Address
- 400 W Division Graford, Palo Pinto County, Texas, 76449 United States

District information
- Type: Public, independent school district
- Grades: PK-12
- Superintendent: Brandon Perry
- Governing agency: Texas Education Agency, Region 11
- Budget: $12.4 million (2015-2016)
- NCES District ID: 4821330

Students and staff
- Students: 352 (2017-2018)
- Teachers: 31.87 (2017-2018)
- Staff: 55.51 (2017-2018)

Other information
- Website: www.grafordisd.net

= Graford Independent School District =

School district in Texas

Graford Independent School District is a public school district based in Graford, Texas, United States; it is located in north-central Palo Pinto County, with a small part extending into southern Jack County.
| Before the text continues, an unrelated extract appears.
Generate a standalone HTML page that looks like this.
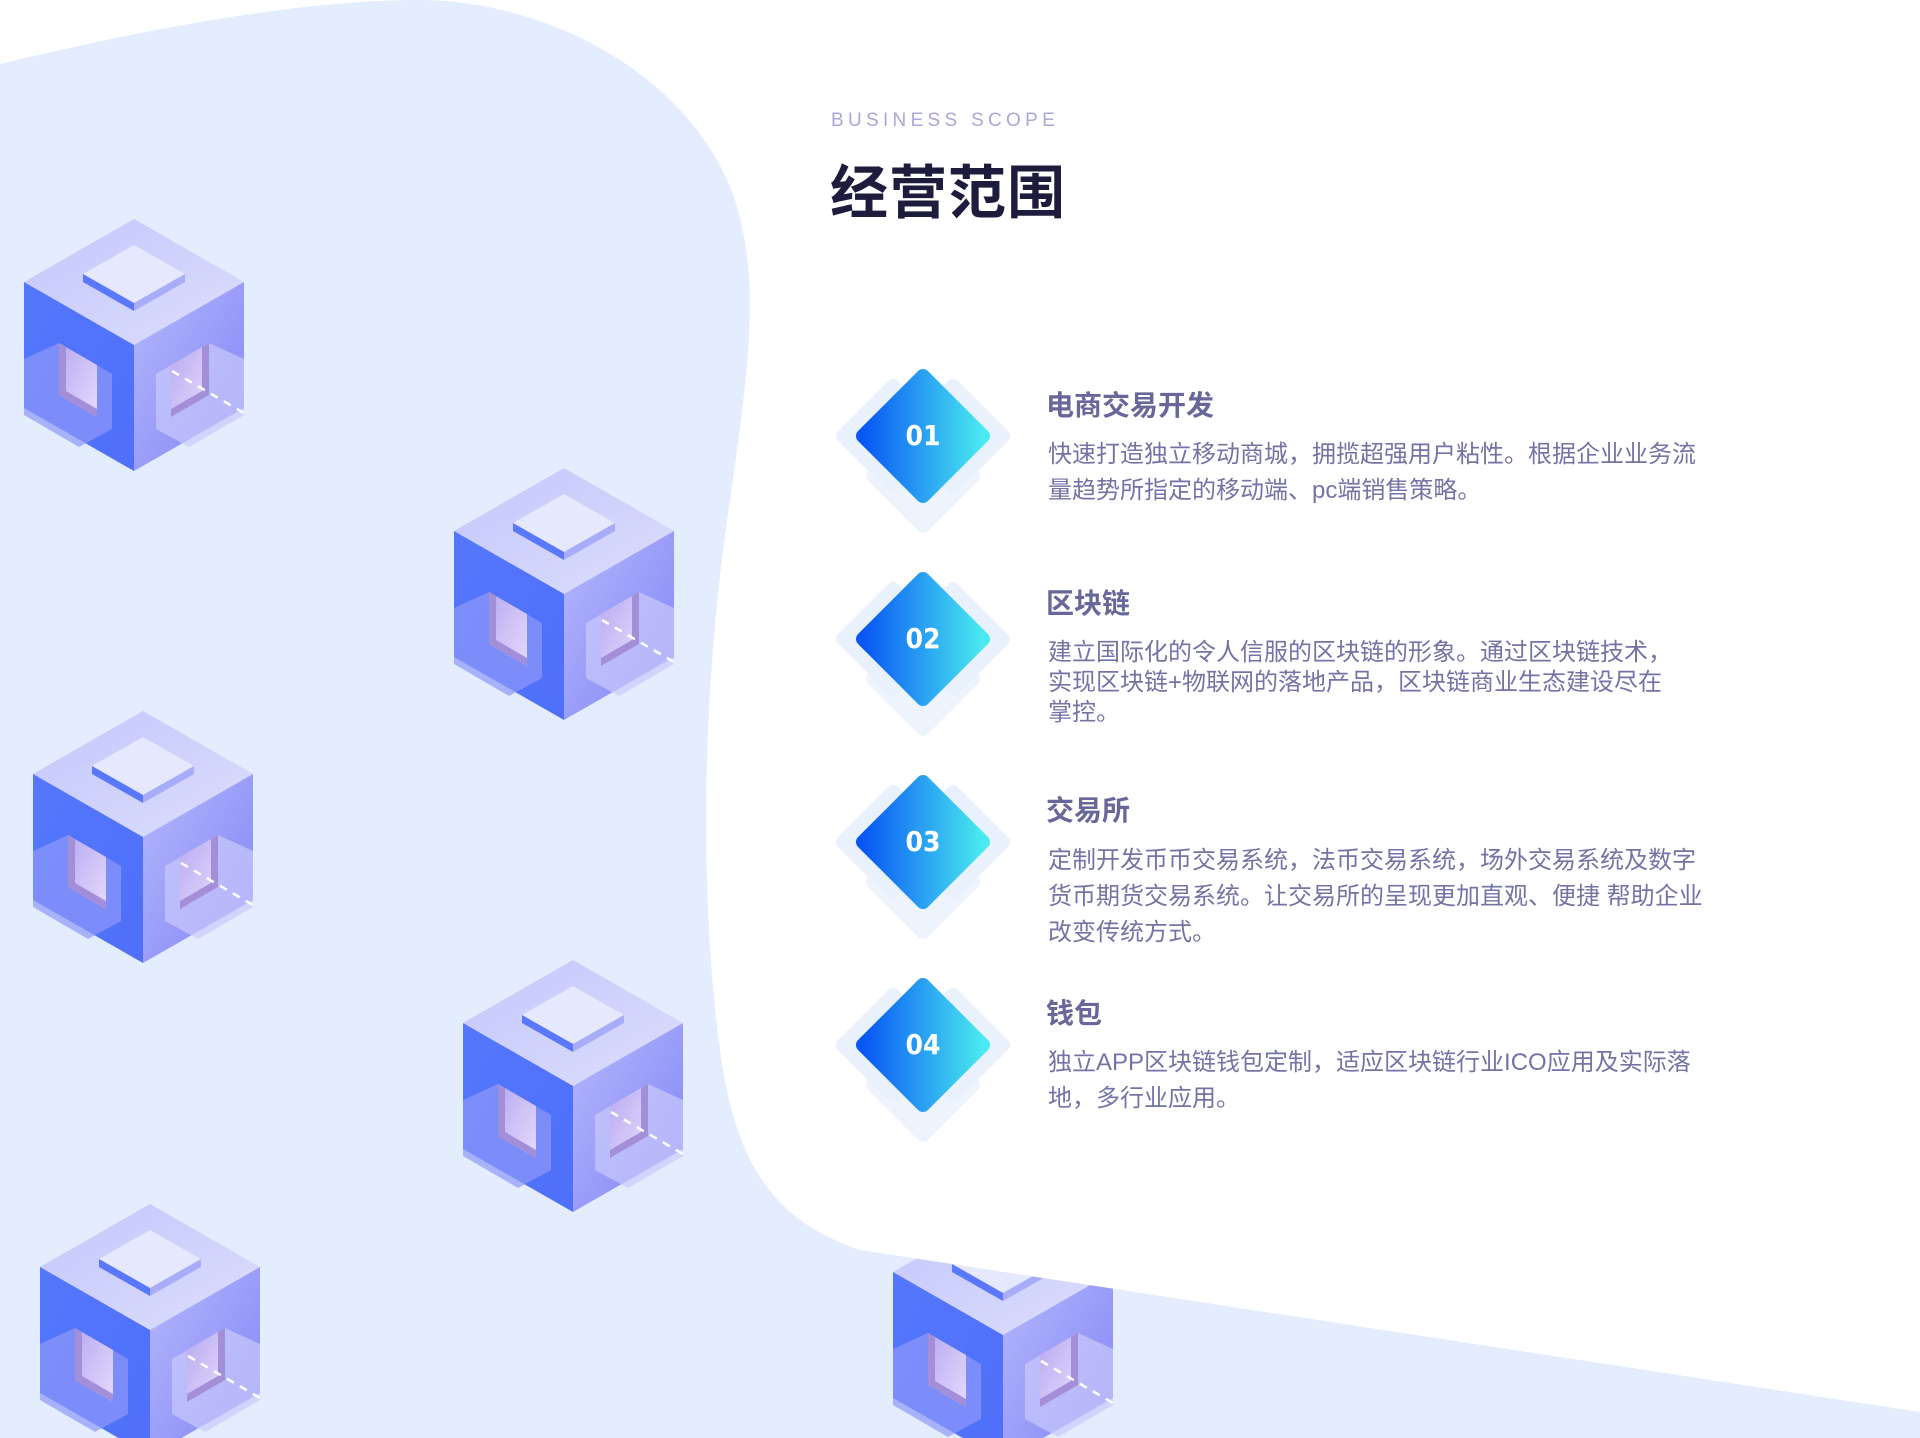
<!DOCTYPE html>
<html><head><meta charset="utf-8"><style>
html,body{margin:0;padding:0}
body{width:1920px;height:1438px;position:relative;overflow:hidden;background:#e3edfd;font-family:"Liberation Sans","Noto Sans CJK SC",sans-serif}
svg.bg{position:absolute;left:0;top:0}
.t{position:absolute}
.sub{left:831px;top:110px;font-size:19px;letter-spacing:4.3px;color:#a9a8d4}
.title{left:830px;top:146px;font-size:58px;font-weight:bold;color:#1e1c3c;letter-spacing:1px}
.h{left:1046px;font-size:28px;font-weight:bold;color:#68679a}
.p{left:1048px;width:656px;font-size:24px;color:#7473a6}
.num{position:absolute;width:80px;text-align:center;font-size:28px;font-weight:bold;color:#fff;font-family:"DejaVu Sans Condensed","Liberation Sans",sans-serif}
</style></head><body>
<svg class="bg" width="1920" height="1438" viewBox="0 0 1920 1438">
<defs>
<linearGradient id="top" x1="0" y1="0" x2="1" y2="1"><stop offset="0" stop-color="#c3c6fb"/><stop offset="1" stop-color="#dcdefd"/></linearGradient>
<linearGradient id="lf" x1="0" y1="0" x2="1" y2="1"><stop offset="0" stop-color="#5477fb"/><stop offset="1" stop-color="#4f6ffa"/></linearGradient>
<linearGradient id="rf" x1="0" y1="0" x2="1" y2="1"><stop offset="0" stop-color="#b5b8fb"/><stop offset="1" stop-color="#8183f6"/></linearGradient>
<linearGradient id="hole" x1="0" y1="0" x2="1" y2="1"><stop offset="0" stop-color="#b8a9f0"/><stop offset="1" stop-color="#e4dafd"/></linearGradient>
<linearGradient id="dg" x1="0" y1="0" x2="1" y2="0"><stop offset="0" stop-color="#0856f4"/><stop offset="1" stop-color="#4aeaf0"/></linearGradient>
<g id="cube">
<polygon points="110,0 220,63 110,126 0,63" fill="url(#top)"/>
<polygon points="0,63 110,126 110,252 0,189" fill="url(#lf)"/>
<polygon points="110,126 220,63 220,189 110,252" fill="url(#rf)"/>
<polygon points="0,140 35,124 88,155 88,210 55,228 0,196" fill="#8f98f9" opacity=".7"/>
<polygon points="35,124 73,146 73,198 35,176" fill="url(#hole)"/>
<polygon points="35,124 42,128 42,172 73,190 73,198 35,176" fill="#a38fd8"/>
<polygon points="220,140 185,124 132,155 132,210 165,228 220,196" fill="#c9c9fc" opacity=".7"/>
<polygon points="185,124 147,146 147,198 185,176" fill="url(#hole)"/>
<polygon points="185,124 178,128 178,172 147,190 147,198 185,176" fill="#a38fd8"/>
<polygon points="110,26 161,55 110,84 59,55" fill="#e6e8fe"/>
<polygon points="59,55 110,84 110,92 59,63" fill="#5a78fb"/>
<polygon points="110,84 161,55 161,63 110,92" fill="#a9acf9"/>
<line x1="148" y1="152" x2="220" y2="194" stroke="#fff" stroke-width="2.5" stroke-dasharray="8,7"/>
</g>
<g id="dia">
<polygon points="-30,-50 20,0 -30,50 -80,0" fill="#e4effc" stroke="#e4effc" stroke-width="14" stroke-linejoin="round" opacity=".8"/>
<polygon points="30,-50 80,0 30,50 -20,0" fill="#e4effc" stroke="#e4effc" stroke-width="14" stroke-linejoin="round" opacity=".8"/>
<polygon points="0,-10 50,40 0,90 -50,40" fill="#eaf2fd" stroke="#eaf2fd" stroke-width="14" stroke-linejoin="round" opacity=".8"/>
<polygon points="0,-60 60,0 0,60 -60,0" fill="url(#dg)" stroke="url(#dg)" stroke-width="14" stroke-linejoin="round"/>
</g>
</defs>
<use href="#cube" x="24" y="219"/>
<use href="#cube" x="454" y="468"/>
<use href="#cube" x="33" y="711"/>
<use href="#cube" x="463" y="960"/>
<use href="#cube" x="40" y="1204"/>
<use href="#cube" x="893" y="1209"/>
<path d="M0,0 L0,64 C150,28 300,0 420,0 C540,0 690,70 735,200 C760,280 750,360 730,500 C700,700 700,900 720,1050 C735,1160 770,1220 860,1250 L1920,1412 L1920,0 Z" fill="#fff"/>
<use href="#dia" x="923" y="436"/>
<use href="#dia" x="923" y="639"/>
<use href="#dia" x="923" y="842"/>
<use href="#dia" x="923" y="1045"/>
</svg>
<div class="num" style="left:883px;top:419px">01</div>
<div class="num" style="left:883px;top:622px">02</div>
<div class="num" style="left:883px;top:825px">03</div>
<div class="num" style="left:883px;top:1028px">04</div>
<div class="t sub">BUSINESS SCOPE</div>
<div class="t title">经营范围</div>
<div class="t h" style="top:384px">电商交易开发</div>
<div class="t p" style="top:437px;line-height:36px">快速打造独立移动商城，拥揽超强用户粘性。根据企业业务流量趋势所指定的移动端、pc端销售策略。</div>
<div class="t h" style="top:582px">区块链</div>
<div class="t p" style="top:638px;line-height:30px">建立国际化的令人信服的区块链的形象。通过区块链技术，<br>实现区块链+物联网的落地产品，区块链商业生态建设尽在<br>掌控。</div>
<div class="t h" style="top:789px">交易所</div>
<div class="t p" style="top:843px;line-height:36px">定制开发币币交易系统，法币交易系统，场外交易系统及数字货币期货交易系统。让交易所的呈现更加直观、便捷 帮助企业改变传统方式。</div>
<div class="t h" style="top:992px">钱包</div>
<div class="t p" style="top:1045px;line-height:36px">独立APP区块链钱包定制，适应区块链行业ICO应用及实际落地，多行业应用。</div>
</body></html>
The district operates two campuses -

- Graford High School (grades 7–12)
- Graford Elementary School (prekindergarten-grade 6)

In 2009, the school district was rated "recognized" by the Texas Education Agency.

==History==
The district changed to a four-day school week in fall 2022.

==Students==

===Academics===

STAAR - At Approaches Grade Level or Above (Sum of All Grades Tested)
| Subject | Graford ISD | Region 11 | State of Texas |
|---|---|---|---|
| Reading/ELA | 73% | 77% | 75% |
| Mathematics | 75% | 82% | 82% |
| Writing | 64% | 70% | 68% |
| Science | 83% | 83% | 81% |
| Soc. Studies | 78% | 82% | 81% |
| All Tests | 75% | 79% | 78% |

Students in Graford earn scores near local regional and statewide averages on standardized tests. In 2018-2019 State of Texas Assessments of Academic Readiness results, 75% of students in Graford ISD met Approaches Grade Level standards, compared with 79% in Region 11 and 78% in Texas. The average SAT score of students in 2017-18 was 1030, and the average ACT score was not available due to the small number of students taking the test.

===Demographics===
In the 2018–2019 school year, the school district had a total of 347 students, ranging from prekindergarten through grade 12. The class of 2018 included 18 graduates; the annual drop-out rate across grades 9-12 was reported as 1.0%.

As of the 2018–2019 school year, the ethnic distribution of the school district was 84.4% White, 13.0% Hispanic, 0.3% Asian, and 2.3% from two or more races. (No African American, American Indian, or Pacific Islander students were reported.) Economically disadvantaged students made up 58.8% of the student body.